● Information supplied:
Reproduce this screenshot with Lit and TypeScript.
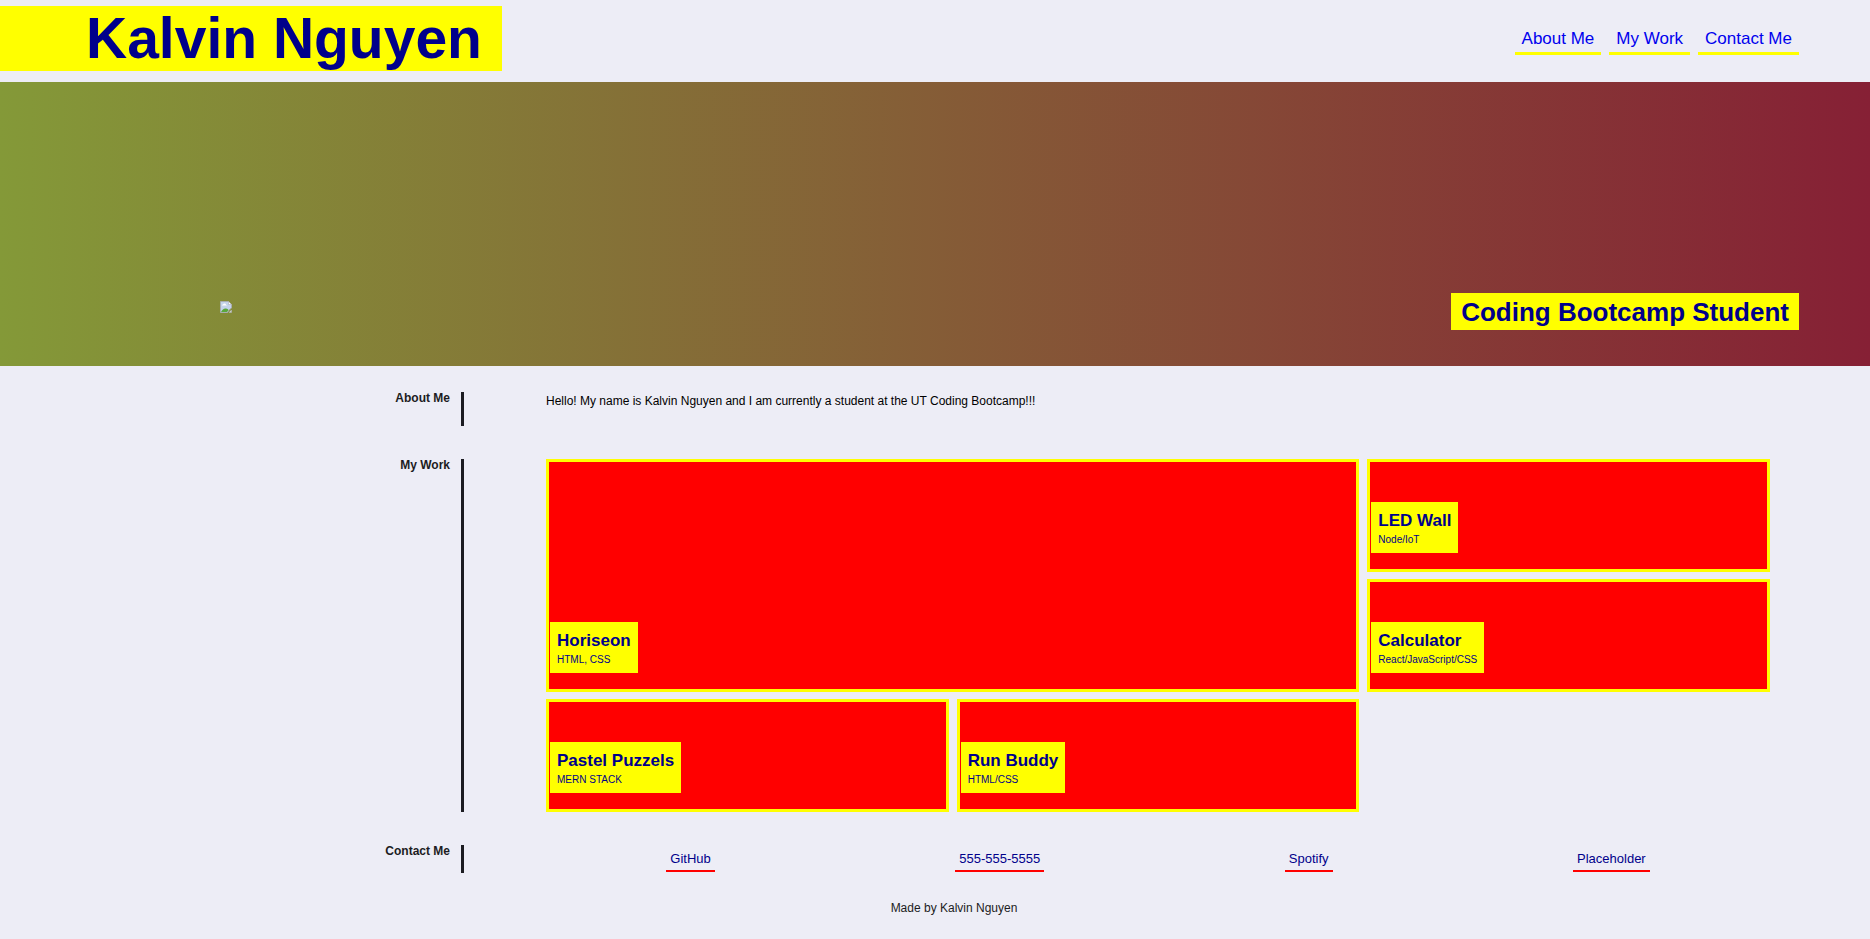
import { LitElement, html, css, svg } from "lit";
import { customElement } from "lit/decorators.js";

interface Project {
  title: string;
  stack: string;
  featured?: boolean;
}

const projects: Project[] = [
  { title: "Horiseon", stack: "HTML, CSS", featured: true },
  { title: "LED Wall", stack: "Node/IoT" },
  { title: "Calculator", stack: "React/JavaScript/CSS" },
  { title: "Pastel Puzzels", stack: "MERN STACK" },
  { title: "Run Buddy", stack: "HTML/CSS" },
];

const contacts = ["GitHub", "555-555-5555", "Spotify", "Placeholder"];

// Placeholder glyph for the portrait: a torn page with a landscape.
const missingPicture = svg`
  <path d="M1.500 1.500h8l3 3v3.500l-2.500 2-1.500 2.500h-7z" fill="#c4d3ea" stroke="#a9adb0"/>
  <path d="M3 5.500q0-1 1-1 .5-1.500 2-1 1 .2 1 1.200.8 0 .8.800z" fill="#fff"/>
  <path d="M2 12q2-4 5-3.500 2 .3 2.500 1.500l-1.500 2z" fill="#5aa83c"/>
  <path d="M9.500 1.500v3h3z" fill="#fff" stroke="#a9adb0" stroke-width=".6"/>
  <path d="M10 12.500l2.500-2.500v2.500z" fill="#dfe3e6" stroke="#a9adb0" stroke-width=".6"/>`;

@customElement("app-root")
export class AppRoot extends LitElement {
  static styles = css`
    :host {
      display: block;
      min-height: 100vh;
      background: #ededf6;
      color: #1c1c22;
      font-family: "Liberation Sans", Arial, sans-serif;
      font-size: 12px;
      line-height: 18px;
    }
    * {
      box-sizing: border-box;
      margin: 0;
    }
    a {
      text-decoration: none;
    }
    .header {
      display: flex;
      justify-content: space-between;
      align-items: flex-start;
      padding: 6px 71px 11px 0;
    }
    .name {
      padding: 0 20px 0 86px;
      background: #ffff00;
      color: #00008b;
      font-size: 57px;
      line-height: 65px;
    }
    .nav {
      display: flex;
      gap: 8px;
      padding-top: 23px;
    }
    .nav a {
      padding: 0 7px 3px;
      border-bottom: 3px solid #ffff00;
      color: #0000ee;
      font-size: 17px;
      line-height: 20px;
    }
    .hero {
      display: flex;
      justify-content: space-between;
      align-items: flex-end;
      height: 284px;
      padding: 0 71px 36px 219px;
      background: linear-gradient(to right, #849938, #862035);
    }
    .picture {
      width: 16px;
      height: 16px;
      margin-bottom: 14px;
    }
    .role {
      padding: 1px 10px 0;
      background: #ffff00;
      color: #00008b;
      font-size: 26px;
      line-height: 36px;
    }
    .main {
      display: grid;
      gap: 33px;
      padding: 26px 100px 0 0;
    }
    .section {
      display: grid;
      grid-template-columns: 464px 1fr;
      column-gap: 82px;
    }
    .label {
      padding-right: 11px;
      border-right: 3px solid #1c1c22;
      font-size: 12px;
      line-height: 12px;
      text-align: right;
    }
    .about {
      padding-bottom: 16px;
      color: #000;
    }
    .work {
      display: grid;
      grid-template-columns: repeat(3, 1fr);
      grid-auto-rows: 113px;
      gap: 7px 8px;
    }
    .card {
      display: flex;
      align-items: flex-end;
      padding: 0 0 16px 1px;
      border: 3px solid #ffff00;
      background: #ff0000;
      color: #00008b;
    }
    .featured {
      grid-column: span 2;
      grid-row: span 2;
    }
    .caption {
      padding: 9px 7px 5px;
      background: #ffff00;
    }
    .title {
      font-size: 17px;
      line-height: 20px;
    }
    .stack {
      font-size: 10px;
      line-height: 17px;
    }
    .contacts {
      display: flex;
      justify-content: space-around;
      padding: 6px 0 1px;
    }
    .contacts a {
      padding: 0 4px 3px;
      border-bottom: 2px solid #ff0000;
      color: #00008b;
      font-size: 13px;
      line-height: 16px;
    }
    .footer {
      padding: 26px 0 22px 38px;
      text-align: center;
    }
  `;

  render() {
    return html`
      <header class="header">
        <h1 class="name">Kalvin Nguyen</h1>
        <nav class="nav">
          <a href="#about">About Me</a>
          <a href="#work">My Work</a>
          <a href="#contact">Contact Me</a>
        </nav>
      </header>
      <div class="hero">
        <svg class="picture" viewBox="0 0 16 16" aria-hidden="true">${missingPicture}</svg>
        <h2 class="role">Coding Bootcamp Student</h2>
      </div>
      <main class="main">
        <section class="section" id="about">
          <h3 class="label">About Me</h3>
          <p class="about">
            Hello! My name is Kalvin Nguyen and I am currently a student at the UT Coding Bootcamp!!!
          </p>
        </section>
        <section class="section" id="work">
          <h3 class="label">My Work</h3>
          <div class="work">
            ${projects.map(
              (p) => html`
                <a class="card ${p.featured ? "featured" : ""}" href="#work">
                  <div class="caption">
                    <h4 class="title">${p.title}</h4>
                    <p class="stack">${p.stack}</p>
                  </div>
                </a>
              `
            )}
          </div>
        </section>
        <section class="section" id="contact">
          <h3 class="label">Contact Me</h3>
          <div class="contacts">
            ${contacts.map((c) => html`<a href="#contact">${c}</a>`)}
          </div>
        </section>
      </main>
      <footer class="footer">Made by Kalvin Nguyen</footer>
    `;
  }
}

● What the task requires: Each line of the material must be retyped exactly, except that images are omitted.

● Task response:
Reproduce this screenshot with Lit and TypeScript.
import { LitElement, html, css, svg } from "lit";
import { customElement } from "lit/decorators.js";

interface Project {
  title: string;
  stack: string;
  featured?: boolean;
}

const projects: Project[] = [
  { title: "Horiseon", stack: "HTML, CSS", featured: true },
  { title: "LED Wall", stack: "Node/IoT" },
  { title: "Calculator", stack: "React/JavaScript/CSS" },
  { title: "Pastel Puzzels", stack: "MERN STACK" },
  { title: "Run Buddy", stack: "HTML/CSS" },
];

const contacts = ["GitHub", "555-555-5555", "Spotify", "Placeholder"];

// Placeholder glyph for the portrait: a torn page with a landscape.
const missingPicture = svg`
  <path d="M1.500 1.500h8l3 3v3.500l-2.500 2-1.500 2.500h-7z" fill="#c4d3ea" stroke="#a9adb0"/>
  <path d="M3 5.500q0-1 1-1 .5-1.500 2-1 1 .2 1 1.200.8 0 .8.800z" fill="#fff"/>
  <path d="M2 12q2-4 5-3.500 2 .3 2.500 1.500l-1.500 2z" fill="#5aa83c"/>
  <path d="M9.500 1.500v3h3z" fill="#fff" stroke="#a9adb0" stroke-width=".6"/>
  <path d="M10 12.500l2.500-2.500v2.500z" fill="#dfe3e6" stroke="#a9adb0" stroke-width=".6"/>`;

@customElement("app-root")
export class AppRoot extends LitElement {
  static styles = css`
    :host {
      display: block;
      min-height: 100vh;
      background: #ededf6;
      color: #1c1c22;
      font-family: "Liberation Sans", Arial, sans-serif;
      font-size: 12px;
      line-height: 18px;
    }
    * {
      box-sizing: border-box;
      margin: 0;
    }
    a {
      text-decoration: none;
    }
    .header {
      display: flex;
      justify-content: space-between;
      align-items: flex-start;
      padding: 6px 71px 11px 0;
    }
    .name {
      padding: 0 20px 0 86px;
      background: #ffff00;
      color: #00008b;
      font-size: 57px;
      line-height: 65px;
    }
    .nav {
      display: flex;
      gap: 8px;
      padding-top: 23px;
    }
    .nav a {
      padding: 0 7px 3px;
      border-bottom: 3px solid #ffff00;
      color: #0000ee;
      font-size: 17px;
      line-height: 20px;
    }
    .hero {
      display: flex;
      justify-content: space-between;
      align-items: flex-end;
      height: 284px;
      padding: 0 71px 36px 219px;
      background: linear-gradient(to right, #849938, #862035);
    }
    .picture {
      width: 16px;
      height: 16px;
      margin-bottom: 14px;
    }
    .role {
      padding: 1px 10px 0;
      background: #ffff00;
      color: #00008b;
      font-size: 26px;
      line-height: 36px;
    }
    .main {
      display: grid;
      gap: 33px;
      padding: 26px 100px 0 0;
    }
    .section {
      display: grid;
      grid-template-columns: 464px 1fr;
      column-gap: 82px;
    }
    .label {
      padding-right: 11px;
      border-right: 3px solid #1c1c22;
      font-size: 12px;
      line-height: 12px;
      text-align: right;
    }
    .about {
      padding-bottom: 16px;
      color: #000;
    }
    .work {
      display: grid;
      grid-template-columns: repeat(3, 1fr);
      grid-auto-rows: 113px;
      gap: 7px 8px;
    }
    .card {
      display: flex;
      align-items: flex-end;
      padding: 0 0 16px 1px;
      border: 3px solid #ffff00;
      background: #ff0000;
      color: #00008b;
    }
    .featured {
      grid-column: span 2;
      grid-row: span 2;
    }
    .caption {
      padding: 9px 7px 5px;
      background: #ffff00;
    }
    .title {
      font-size: 17px;
      line-height: 20px;
    }
    .stack {
      font-size: 10px;
      line-height: 17px;
    }
    .contacts {
      display: flex;
      justify-content: space-around;
      padding: 6px 0 1px;
    }
    .contacts a {
      padding: 0 4px 3px;
      border-bottom: 2px solid #ff0000;
      color: #00008b;
      font-size: 13px;
      line-height: 16px;
    }
    .footer {
      padding: 26px 0 22px 38px;
      text-align: center;
    }
  `;

  render() {
    return html`
      <header class="header">
        <h1 class="name">Kalvin Nguyen</h1>
        <nav class="nav">
          <a href="#about">About Me</a>
          <a href="#work">My Work</a>
          <a href="#contact">Contact Me</a>
        </nav>
      </header>
      <div class="hero">
        <svg class="picture" viewBox="0 0 16 16" aria-hidden="true">${missingPicture}</svg>
        <h2 class="role">Coding Bootcamp Student</h2>
      </div>
      <main class="main">
        <section class="section" id="about">
          <h3 class="label">About Me</h3>
          <p class="about">
            Hello! My name is Kalvin Nguyen and I am currently a student at the UT Coding Bootcamp!!!
          </p>
        </section>
        <section class="section" id="work">
          <h3 class="label">My Work</h3>
          <div class="work">
            ${projects.map(
              (p) => html`
                <a class="card ${p.featured ? "featured" : ""}" href="#work">
                  <div class="caption">
                    <h4 class="title">${p.title}</h4>
                    <p class="stack">${p.stack}</p>
                  </div>
                </a>
              `
            )}
          </div>
        </section>
        <section class="section" id="contact">
          <h3 class="label">Contact Me</h3>
          <div class="contacts">
            ${contacts.map((c) => html`<a href="#contact">${c}</a>`)}
          </div>
        </section>
      </main>
      <footer class="footer">Made by Kalvin Nguyen</footer>
    `;
  }
}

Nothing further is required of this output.